Las diferencias de género son aún marcadas en el uso que damos en Cuba al condón como medio de prevenir ITS y VIH/sida, especialmente en los adultos mayores de 30 años, según revela un estudio realizado el pasado año por la doctora Luisa Rosina Rodríguez Alonso, máster en Salud Pública y Bioestadística de la Facultad de Ciencias Médicas Manuel Fajardo, de la capital.

De la muestra entrevistada para un estudio de mercado sobre este producto, la población comprendida entre 15 y 29 años respondió que usa el condón solo en ocasiones, tanto varones como muchachas, mientras que mujeres amas de casa mayores de 40 años dijeron no usarlo nunca, y hombres entre 30 y 39 años respondieron afirmativamente en su mayoría.

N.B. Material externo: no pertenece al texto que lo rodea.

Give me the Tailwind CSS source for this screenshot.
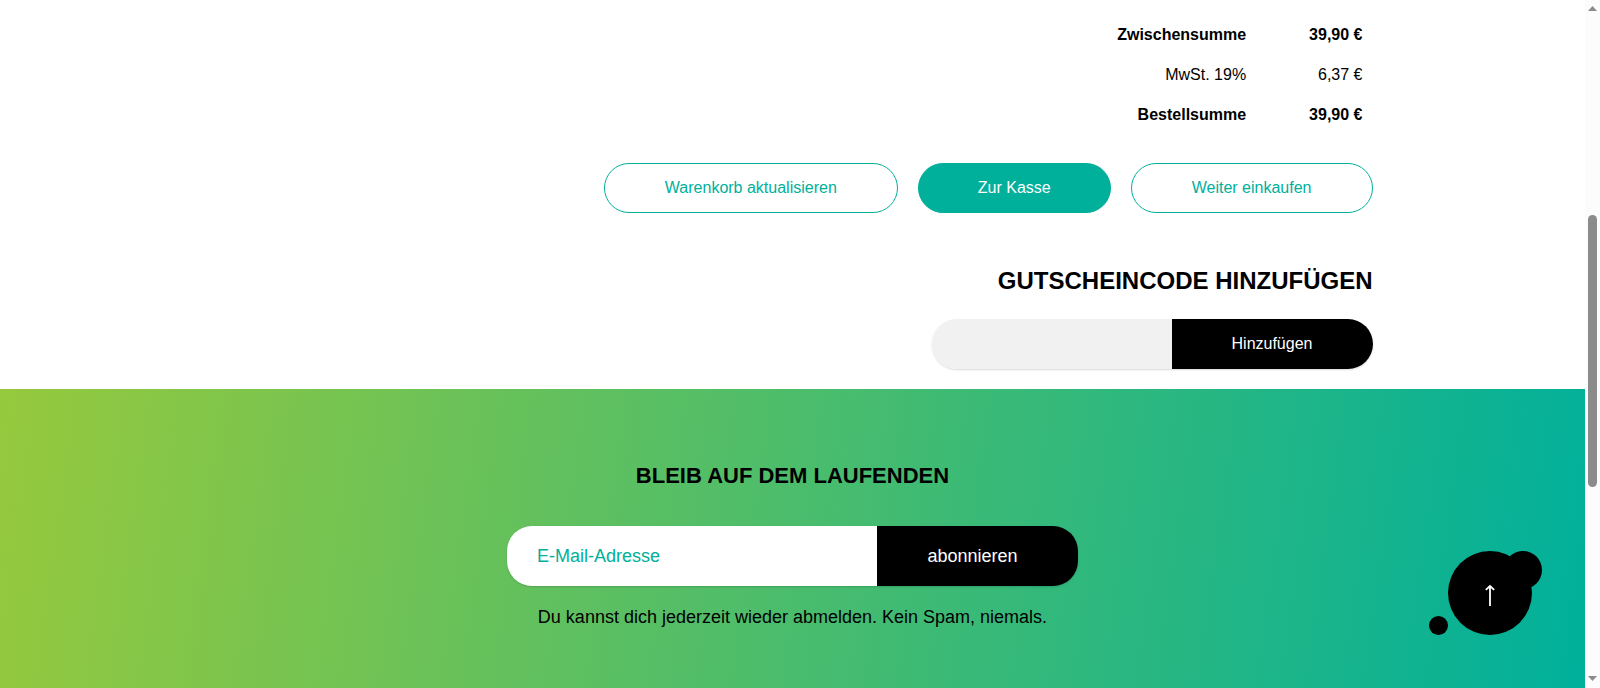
<!DOCTYPE html>
<html lang="de">
<head>
    <meta charset="UTF-8">
    <meta name="viewport" content="width=device-width, initial-scale=1.0">
    <title>Warenkorb</title>
    <script src="https://cdn.jsdelivr.net/npm/@tailwindcss/browser@4"></script>
</head>
<body class="flex min-h-screen bg-white text-black font-['Liberation_Sans',Arial,sans-serif]">
    <div class="flex-1 flex flex-col">
        <main class="w-full max-w-[1160px] mx-auto pt-[15px] pb-5 flex flex-col items-end">
            <!-- Cart totals -->
            <table class="text-base text-right">
                <tbody>
                    <tr class="h-10 font-bold">
                        <th scope="row" class="pr-[63px]">Zwischensumme</th>
                        <td class="pr-[10px]">39,90 €</td>
                    </tr>
                    <tr class="h-10">
                        <th scope="row" class="pr-[63px] font-normal">MwSt. 19%</th>
                        <td class="pr-[10px]">6,37 €</td>
                    </tr>
                    <tr class="h-10 font-bold">
                        <th scope="row" class="pr-[63px]">Bestellsumme</th>
                        <td class="pr-[10px]">39,90 €</td>
                    </tr>
                </tbody>
            </table>

            <!-- Cart actions -->
            <div class="flex flex-wrap justify-end gap-5 mt-7">
                <button type="button" class="h-[50px] px-[60px] rounded-full border border-[#00b09b] text-[#00b09b]">Warenkorb aktualisieren</button>
                <button type="button" class="h-[50px] px-[59px] rounded-full border border-[#00b09b] bg-[#00b09b] text-white">Zur Kasse</button>
                <button type="button" class="h-[50px] px-[60px] rounded-full border border-[#00b09b] text-[#00b09b]">Weiter einkaufen</button>
            </div>

            <!-- Coupon -->
            <h2 class="mt-[50px] text-2xl leading-9 font-bold uppercase"><label for="coupon">Gutscheincode hinzufügen</label></h2>
            <form class="mt-5 flex h-[50px] rounded-full overflow-hidden shadow-[0_1px_2px_rgba(0,0,0,0.15)]">
                <input id="coupon" type="text" class="w-60 px-[30px] bg-[#f1f1f1] outline-none">
                <button type="button" class="w-[201px] bg-black text-white">Hinzufügen</button>
            </form>
        </main>

        <!-- Newsletter -->
        <section class="flex-1 pt-[70px] pb-[54px] flex flex-col items-center bg-[linear-gradient(98deg,#96c93d,#00b09b)]">
            <h2 class="text-[22px] leading-[33px] font-bold uppercase">Bleib auf dem Laufenden</h2>
            <form class="mt-[34px] flex h-[60px] rounded-[25px] overflow-hidden text-lg shadow-[0_1px_2px_rgba(0,0,0,0.15)]">
                <input type="email" aria-label="E-Mail-Adresse" placeholder="E-Mail-Adresse" class="w-[370px] px-[30px] bg-white placeholder:text-[#00b09b] outline-none">
                <button type="button" class="w-[201px] pl-[50px] pr-[60px] bg-black text-white">abonnieren</button>
            </form>
            <p class="mt-[17px] text-lg">Du kannst dich jederzeit wieder abmelden. Kein Spam, niemals.</p>
        </section>
    </div>

    <!-- Back to top -->
    <a href="#" aria-label="Nach oben" class="fixed right-[58px] bottom-[53px]">
        <svg class="w-[113px] h-[84px]" viewBox="0 0 113 84" fill="none">
            <circle cx="61" cy="42" r="42" fill="#000"/>
            <circle cx="94" cy="19" r="19" fill="#000"/>
            <circle cx="9.5" cy="74.5" r="9.5" fill="#000"/>
            <path d="M61 55V35M56.8 38.9L61 35L65.2 38.9" stroke="#fff" stroke-width="1.8"/>
        </svg>
    </a>

    <!-- Scrollbar -->
    <div class="w-[15px] flex flex-col items-center bg-[#fcfcfc] pt-[6px] pb-[7px]" aria-hidden="true">
        <svg class="w-[9px] h-[5px]" viewBox="0 0 9 5"><path d="M4.5 0L9 5H0z" fill="#8b8b8b"/></svg>
        <div class="grow-[204]"></div>
        <div class="grow-[272] w-[9px] rounded-full bg-[#8b8b8b]"></div>
        <div class="grow-[189]"></div>
        <svg class="w-[9px] h-[5px]" viewBox="0 0 9 5"><path d="M4.5 5L9 0H0z" fill="#8b8b8b"/></svg>
    </div>
</body>
</html>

Entre las conductas identificadas como de mayor riesgo —de acuerdo con el crecimiento que ha tenido la epidemia en la Isla—, el hecho de tener parejas múltiples es altamente significativa, sobre todo entre los 15 y los 29 años de edad (y más aún entre los 20 y 24 años) por lo que estos segmentos constituyen grupos meta en las campañas de promoción de los preservativos.

Sin embargo, mujeres entre 25 y 29 años con pareja estable no identifican el condón como un recurso para prevenir VIH/sida —confirma este estudio— entre otras razones porque no perciben que puedan contraer el virus, creen que al estar casadas o unidas no tienen que usar protección (desestimando lo que pueda estar haciendo su pareja) o no saben cómo incorporarlo a la relación sexual.

Solo el diez por ciento de las personas incluidas en los grupos a los que va destinada la campaña ha usado condón con parejas estables, cifra que llega hasta el 60 por ciento cuando se trata de parejas ocasionales.

En general, el 80 por ciento de los encuestados en ese grupo informaron haber usado alguna vez preservativo, pero solo la mitad lo utilizó en su última relación sexual.

Entre las razones para esta falta de sistematicidad en un método cuya eficacia a favor de la salud ha sido más que probada, aún se manejan argumentos tales como que los condones no se encuentran de forma fácil o que su precio es elevado.

Esto se suma a tabúes que han resistido numerosas campañas emprendidas en el país, aunque por fortuna están menos arraigados en adolescentes y jóvenes que en las personas adultas.